Undisclosed Post-Merger Compensation Plan for CEO Also Serving as Lead Merger Negotiator Found Insufficient to Rebut Business Judgment Rule and Insufficient to Show Board Acted in Bad Faith

By: Scott E. Waxman and Serena M. Hamann

In the class action, In re Towers Watson & Co. Stockholders Litigation, C.A. no. 2018-0132-KSJM (Del. Ch. July 25, 2019), the Delaware Court of Chancery dismissed the complaint in its entirety under Rule 12(b)(6) because the Plaintiffs failed to plead facts sufficient to rebut the application of the business judgment rule and failed to show the Towers Board acted in bad faith.

When Towers Watson & Co. (“Towers”) announced a “merger of equals” between itself and Willis Group Holdings plc (“Willis”), Towers stockholders reacted negatively, disparaging the deal as a windfall for Willis. Analysts discussed the ongoing financial woes of Willis and growing financial success of Towers. Fearing a negative outcome, the Towers Board postponed the stockholder vote. Towers’s CEO, who was also Towers’s lead negotiator, then renegotiated the transaction, securing a stockholder dividend more than double the amount initially agreed upon between the merging entities. Shortly thereafter, Towers stockholders approved transaction and the merger closed.

The Towers stockholders (“Plaintiffs”) argued that their CEO and lead negotiator suffered a material conflict, which he failed to disclose to the Towers Board and which a reasonable board member would have regarded as significant in evaluating the proposed transaction. The Plaintiffs pointed to a compensation proposal made to the CEO by a major Willis stockholder after the announcement of the merger but before the final agreement was reached. Allegedly, the proposal guaranteed that the CEO would receive much greater compensation post-merger than he had received pre-merger. The Plaintiffs argued the CEO was thus incentivized to ask for no more of a dividend than necessary to secure the approval of the Towers stockholders. Had the CEO not been so incentivized, he would have pressed Willis for more money.

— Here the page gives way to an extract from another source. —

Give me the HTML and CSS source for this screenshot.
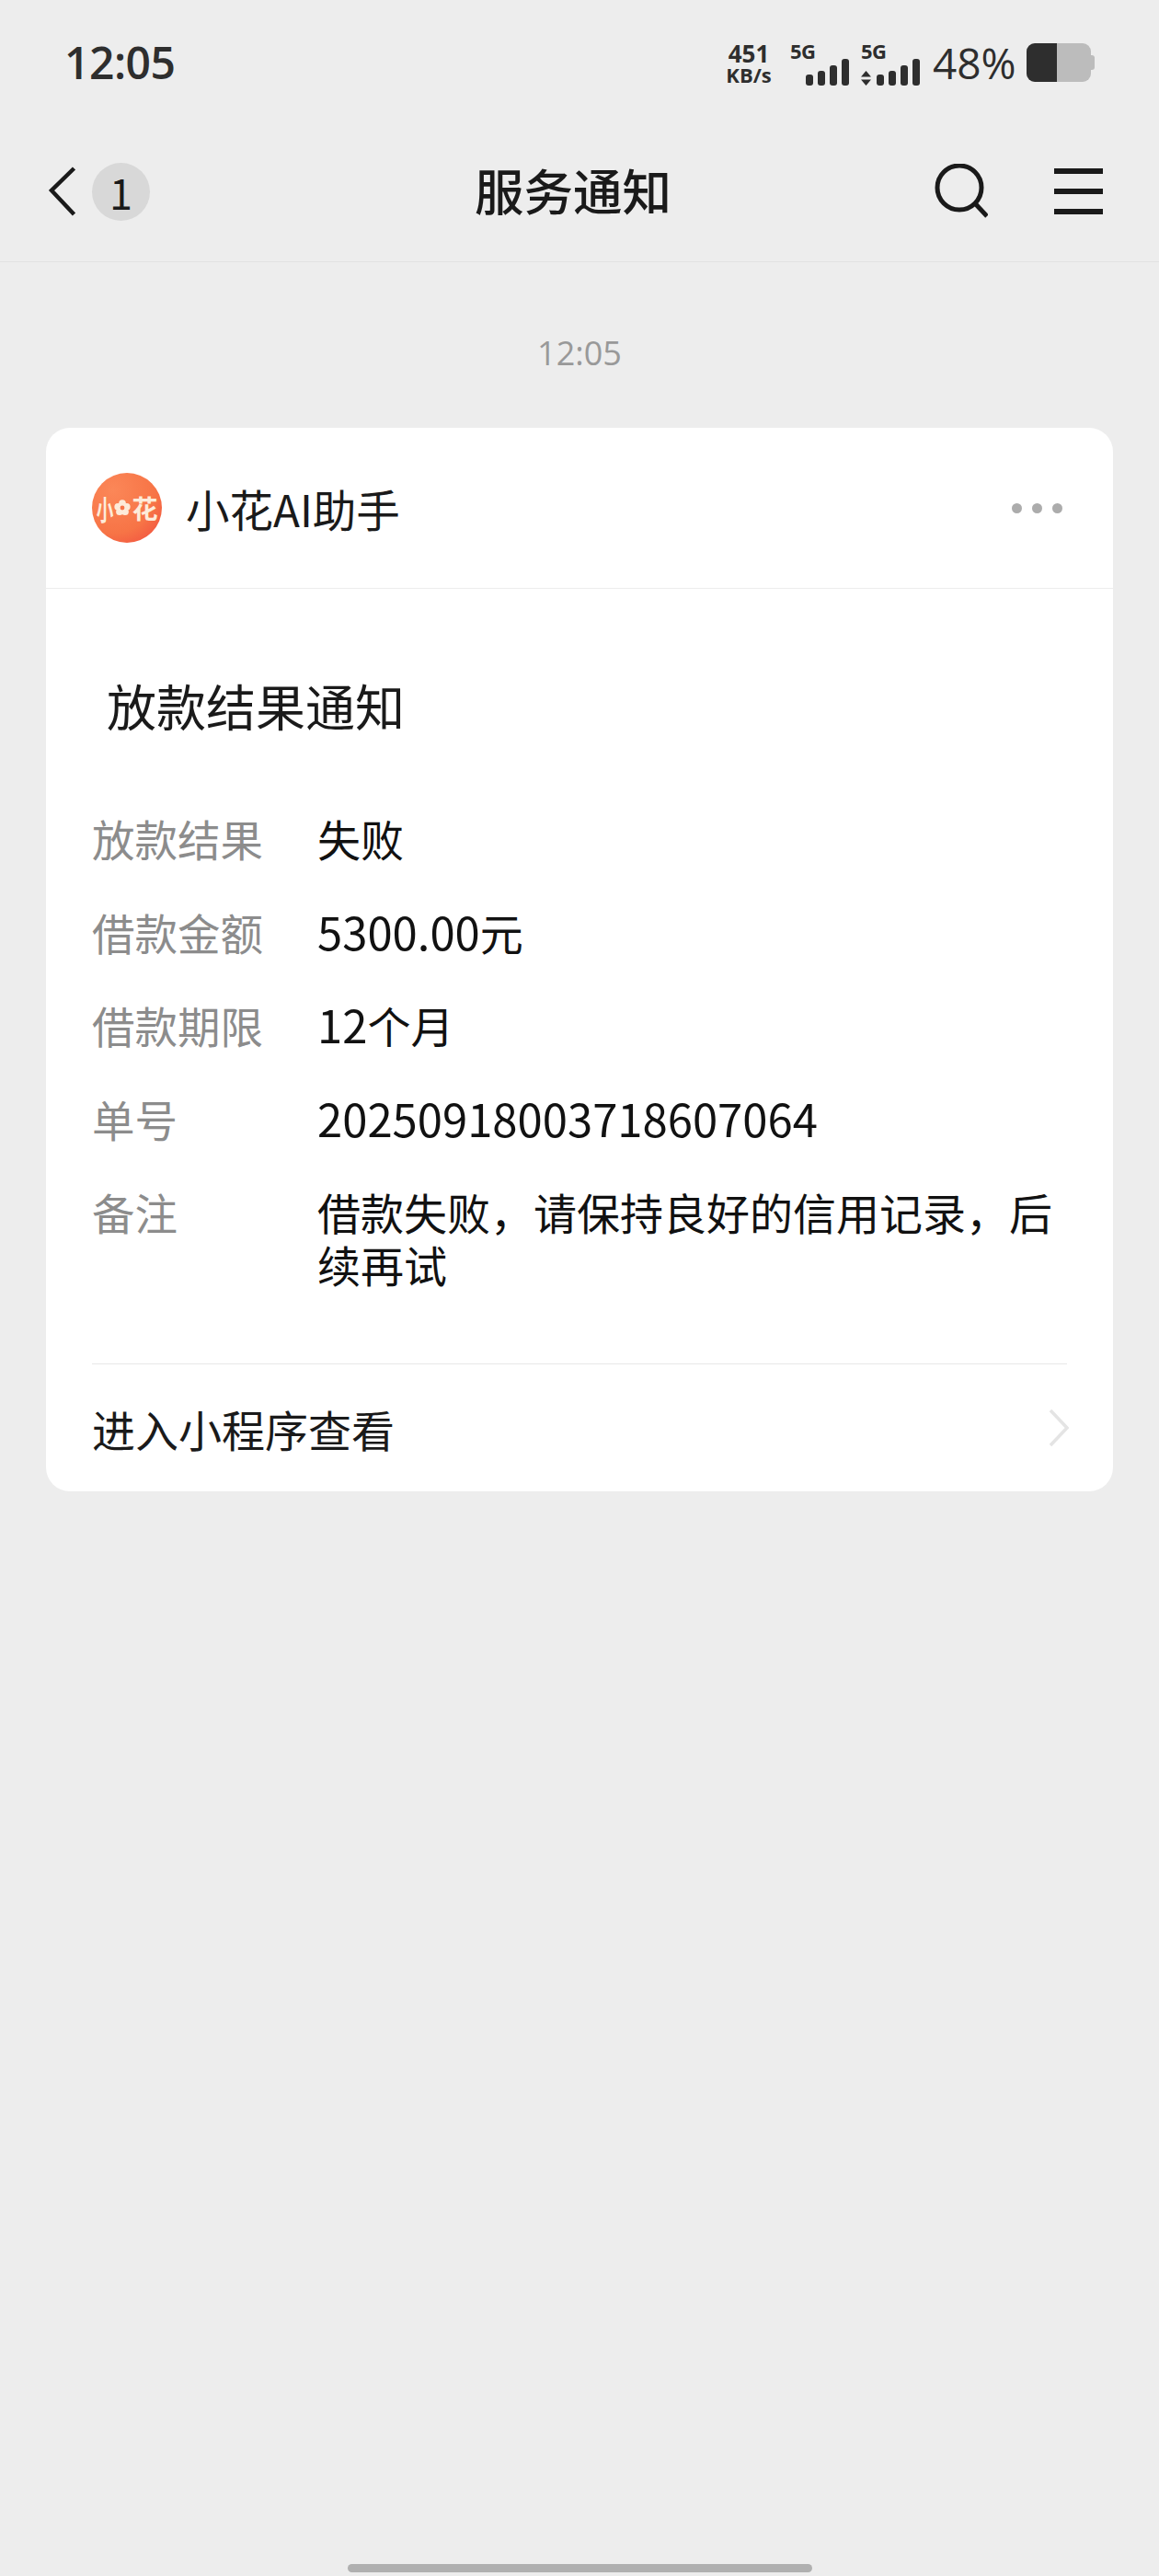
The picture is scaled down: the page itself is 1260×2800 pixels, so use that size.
FILE: index.html
```html
<!DOCTYPE html>
<html lang="zh-CN">
<head>
  <meta charset="UTF-8">
  <meta name="viewport" content="width=device-width, initial-scale=1.0">
  <title>服务通知</title>
  <link rel="stylesheet" href="styles.css">
</head>
<body>
  <div class="status-bar">
    <div class="status-time">12:05</div>
    <div class="status-right">
      <div class="net-speed">
        <div class="net-value">451</div>
        <div class="net-unit">KB/s</div>
      </div>
      <div class="signal">
        <div class="signal-label">5G</div>
        <div class="signal-row">
          <div class="bars">
            <span class="bar bar-1"></span>
            <span class="bar bar-2"></span>
            <span class="bar bar-3"></span>
            <span class="bar bar-4"></span>
          </div>
        </div>
      </div>
      <div class="signal signal-data">
        <div class="signal-label">5G</div>
        <div class="signal-row">
          <svg class="updown" width="11" height="16" viewBox="0 0 11 16"><path d="M5.5 0L11 6.5H0ZM0 9.500H11L5.5 16Z" fill="#2e2e2e"/></svg>
          <div class="bars">
            <span class="bar bar-1"></span>
            <span class="bar bar-2"></span>
            <span class="bar bar-3"></span>
            <span class="bar bar-4"></span>
          </div>
        </div>
      </div>
      <div class="battery-text">48%</div>
      <div class="battery">
        <div class="battery-body"><div class="battery-level"></div></div>
        <div class="battery-nub"></div>
      </div>
    </div>
  </div>

  <div class="nav">
    <div class="nav-left">
      <svg class="back-icon" width="30" height="54" viewBox="0 0 30 54"><path d="M27.500 2L3 26L27.500 52" fill="none" stroke="#1a1a1a" stroke-width="4.500"/></svg>
      <div class="badge">1</div>
    </div>
    <div class="nav-title">服务通知</div>
    <div class="nav-right">
      <svg class="search-icon" width="58" height="60" viewBox="0 0 58 60"><circle cx="27" cy="26" r="24" fill="none" stroke="#1a1a1a" stroke-width="5"/><path d="M43 42L57 57" fill="none" stroke="#1a1a1a" stroke-width="5"/></svg>
      <div class="menu-icon">
        <span></span>
        <span></span>
        <span></span>
      </div>
    </div>
  </div>

  <div class="chat">
    <div class="chat-time">12:05</div>

    <div class="card">
      <div class="card-head">
        <div class="logo">
          <span class="logo-char logo-char-narrow">小</span>
          <svg class="logo-flower" width="18" height="18" viewBox="0 0 15 15"><g fill="#fdebd9"><circle cx="7.500" cy="3.500" r="3.200"/><circle cx="3.500" cy="6.500" r="3.200"/><circle cx="11.500" cy="6.500" r="3.200"/><circle cx="5" cy="11" r="3.200"/><circle cx="10" cy="11" r="3.200"/></g><circle cx="7.500" cy="7.500" r="2" fill="#f7754a"/></svg>
          <span class="logo-char">花</span>
        </div>
        <div class="card-name">小花AI助手</div>
        <div class="more">
          <span></span>
          <span></span>
          <span></span>
        </div>
      </div>

      <div class="card-body">
        <div class="notice-title">放款结果通知</div>
        <div class="rows">
          <div class="row">
            <div class="row-label">放款结果</div>
            <div class="row-value">失败</div>
          </div>
          <div class="row">
            <div class="row-label">借款金额</div>
            <div class="row-value"><span class="num">5300.00</span>元</div>
          </div>
          <div class="row">
            <div class="row-label">借款期限</div>
            <div class="row-value"><span class="num">12</span>个月</div>
          </div>
          <div class="row">
            <div class="row-label">单号</div>
            <div class="row-value"><span class="num">20250918003718607064</span></div>
          </div>
          <div class="row">
            <div class="row-label">备注</div>
            <div class="row-value">借款失败，请保持良好的信用记录，后续再试</div>
          </div>
        </div>
      </div>

      <div class="card-foot">
        <div class="foot-text">进入小程序查看</div>
        <svg class="foot-arrow" width="22" height="42" viewBox="0 0 22 42"><path d="M2 2L20 21L2 40" fill="none" stroke="#e4e4e4" stroke-width="3.500"/></svg>
      </div>
    </div>
  </div>

  <div class="home-bar"></div>
</body>
</html>
```

FILE: styles.css
```css
body {
  width: 1260px;
  height: 2800px;
  margin: 0;
  padding: 0;
  display: flex;
  flex-direction: column;
  overflow: hidden;
  background: rgb(237, 237, 237);
  color: rgb(26, 26, 26);
  font-family: "Noto Sans CJK SC", "Noto Sans", sans-serif;
}

.status-bar {
  height: 132px;
  box-sizing: border-box;
  padding: 47px 70px 0 70px;
  display: flex;
  justify-content: space-between;
  align-items: flex-start;
  color: rgb(46, 46, 46);
}

.status-time {
  font-family: "Open Sans", sans-serif;
  font-size: 48px;
  font-weight: 600;
  line-height: 42px;
  letter-spacing: -0.5px;
}

.status-right {
  display: flex;
  align-items: flex-start;
}

.net-speed {
  width: 50px;
  margin-right: 20px;
  text-align: center;
  font-family: "Open Sans", sans-serif;
  font-weight: 700;
}

.net-value {
  font-size: 26px;
  line-height: 22px;
}

.net-unit {
  font-size: 22px;
  line-height: 24px;
  margin: 0 -4px;
}

.signal {
  width: 64px;
  height: 42px;
  margin-right: 13px;
  display: flex;
  flex-direction: column;
}

.signal-data {
  margin-right: 14px;
}

.signal-label {
  font-family: "Open Sans", sans-serif;
  font-size: 22px;
  font-weight: 700;
  line-height: 17px;
  letter-spacing: -0.5px;
  margin-right: auto;
}

.signal-row {
  flex: 1;
  display: flex;
  justify-content: flex-end;
  align-items: flex-end;
}

.updown {
  margin-right: auto;
}

.bars {
  display: flex;
  align-items: flex-end;
  gap: 5px;
}

.bar {
  width: 8px;
  background: rgb(46, 46, 46);
  border-radius: 3px;
}

.bar-1 { height: 12px; }
.bar-2 { height: 16px; }
.bar-3 { height: 22px; }
.bar-4 { height: 29px; }

.battery-text {
  width: 102px;
  font-family: "Open Sans", sans-serif;
  font-size: 46px;
  line-height: 42px;
}

.battery {
  display: flex;
  align-items: center;
}

.battery-body {
  width: 70px;
  height: 42px;
  background: rgb(188, 188, 188);
  border-radius: 9px;
  overflow: hidden;
}

.battery-level {
  width: 33px;
  height: 100%;
  background: rgb(46, 46, 46);
}

.battery-nub {
  width: 4px;
  height: 16px;
  background: rgb(188, 188, 188);
  border-radius: 0 3px 3px 0;
}

.nav {
  height: 153px;
  box-sizing: border-box;
  padding-left: 53px;
  display: grid;
  grid-template-columns: 463px auto 1fr;
  align-items: center;
  border-bottom: 1px solid rgb(226, 226, 226);
}

.nav-left {
  display: flex;
  align-items: center;
  gap: 17px;
}

.badge {
  width: 63px;
  height: 63px;
  border-radius: 50%;
  background: rgb(216, 216, 216);
  display: flex;
  align-items: center;
  justify-content: center;
  font-size: 45px;
}

.nav-title {
  padding-bottom: 3px;
  font-size: 53.500px;
  font-weight: 500;
  line-height: 1.2;
}

.nav-right {
  padding-right: 61px;
  display: flex;
  justify-content: flex-end;
  align-items: center;
  gap: 72px;
}

.menu-icon {
  width: 53px;
  display: flex;
  flex-direction: column;
  gap: 16px;
}

.menu-icon span {
  height: 6px;
  background: rgb(26, 26, 26);
}

.chat {
  padding: 0 50px;
}

.chat-time {
  padding-top: 74px;
  margin-bottom: 56px;
  text-align: center;
  font-family: "Open Sans", sans-serif;
  font-size: 36px;
  line-height: 50px;
  color: rgb(153, 153, 153);
}

.card {
  background: white;
  border-radius: 26px;
}

.card-head {
  height: 175px;
  box-sizing: border-box;
  padding: 0 55px 0 50px;
  display: flex;
  align-items: center;
  border-bottom: 1px solid rgb(236, 236, 236);
}

.logo {
  width: 76px;
  height: 76px;
  border-radius: 50%;
  background: radial-gradient(circle at 30% 25%, rgb(251, 135, 88) 0%, rgb(247, 116, 70) 60%, rgb(240, 72, 62) 100%);
  display: flex;
  align-items: center;
  justify-content: center;
}

.logo-char {
  font-size: 28px;
  font-weight: 700;
  line-height: 1;
  color: rgb(253, 235, 217);
}

.logo-char-narrow {
  font-size: 30px;
  margin: 0 -6px 0 -5px;
  transform: scaleX(0.62);
}

.logo-flower {
  margin: 0 1px;
  flex-shrink: 0;
}

.card-name {
  margin-left: 26px;
  font-size: 47.500px;
}

.more {
  margin-left: auto;
  display: flex;
  gap: 11px;
}

.more span {
  width: 11px;
  height: 11px;
  border-radius: 50%;
  background: rgb(172, 172, 172);
}

.card-body {
  padding: 96px 50px 0;
}

.notice-title {
  padding-left: 16px;
  margin-bottom: 84px;
  font-size: 54px;
  line-height: 62px;
}

.rows {
  display: flex;
  flex-direction: column;
  gap: 44.500px;
}

.row {
  display: flex;
  font-size: 47px;
  line-height: 57px;
}

.row-label {
  width: 245px;
  flex-shrink: 0;
  font-size: 46.500px;
  color: rgb(140, 140, 140);
}

.row-value {
  flex: 1;
  padding-right: 15px;
  color: rgb(17, 17, 17);
}

.num {
  font-size: 49px;
  line-height: 1;
}

.card-foot {
  height: 139px;
  margin: 80px 50px 0;
  box-sizing: border-box;
  display: flex;
  justify-content: space-between;
  align-items: center;
  border-top: 1px solid rgb(232, 232, 232);
}

.foot-text {
  font-size: 47px;
}

.foot-arrow {
  margin-right: -2px;
}

.home-bar {
  width: 505px;
  height: 9px;
  margin: auto auto 4px;
  border-radius: 5px;
  background: rgb(176, 176, 176);
}
```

The stockholder complaint asserted three causes of action. In Count I, the Plaintiffs claimed the CEO breached his fiduciary duties by failing to disclose the proposed compensation plan to the Towers Board. In Count II, the Plaintiffs claimed that the Towers Board members breached their fiduciary duties by allowing the CEO to serve as lead negotiator. Lastly, in Count III, the Plaintiffs claimed the Willis stockholder (and its CEO) aided and abetted in the director defendants’ breach of fiduciary duties. The defendants moved to dismissed the complaint pursuant to Court of Chancery Rule 12(b)(6).

The Court held that the transaction was presumptively subject to the business judgment rule and that the fact of the allegedly undisclosed compensation proposal failed to rebut the business judgment rule. The Court noted that to rebut the business judgment rule based solely on the material conflicts of a minority of the directors of a multi-director board, a plaintiff must allege that the conflicts impacted the majority of the board either by demonstrating that the conflicted director dominated the board or by showing that the director failed to disclose his material interest in the transaction, and a reasonable board member would have considered the interest a significant fact in the evaluation of the proposed transaction.

Here, the Court found the Towers Board members would not have deemed the undisclosed compensation proposal significant in evaluating the transaction because the Board was already fully aware of the CEO’s post-merger employment and knew the CEO would receive a higher salary because the combined entities would be larger. The compensation proposal was also only that, a proposal. It offered the possibility of a great upside to the CEO based on performance but no agreement was formalized between the CEO and Willis until after the merger. The Board was also generally apprised of the negotiations regarding the size of the stockholder dividend. According to the Court, the facts alleged did not support a finding of deceptive silence or fraud on the board, and thus the Plaintiffs failed to rebut the business judgment rule.

The business judgment rule insulates a merger from all attacks other than on grounds of gift or waste. To prevail on a waste claim, the plaintiff must overcome the presumption of good faith by showing that the board’s decision was so egregious or irrational that it could not have been based on a valid assessment of the corporation’s best interests. Here, the Plaintiffs alleged that the Board members acted in bad faith because they intentionally failed to act in the face of a known duty to act. The Plaintiffs argued that the Board “abdicated” its fiduciary duties by failing to oversee the CEO’s actions during the period between the merger announcement and final closing. However, the Court found the Plaintiffs failed to show the “extreme facts” necessary to demonstrate that disinterested directors acted disloyally because Board members were aware of the CEO’s conflict when they selected him as negotiator, attended meetings between the CEO and Willis, and met to discuss and approve the initial and renegotiated terms of the transaction. The Court found the Plaintiffs did not plead facts sufficient to establish a bad-faith claim against the majority of the Towers Board and thus failed to state a claim under the exacting test for waste.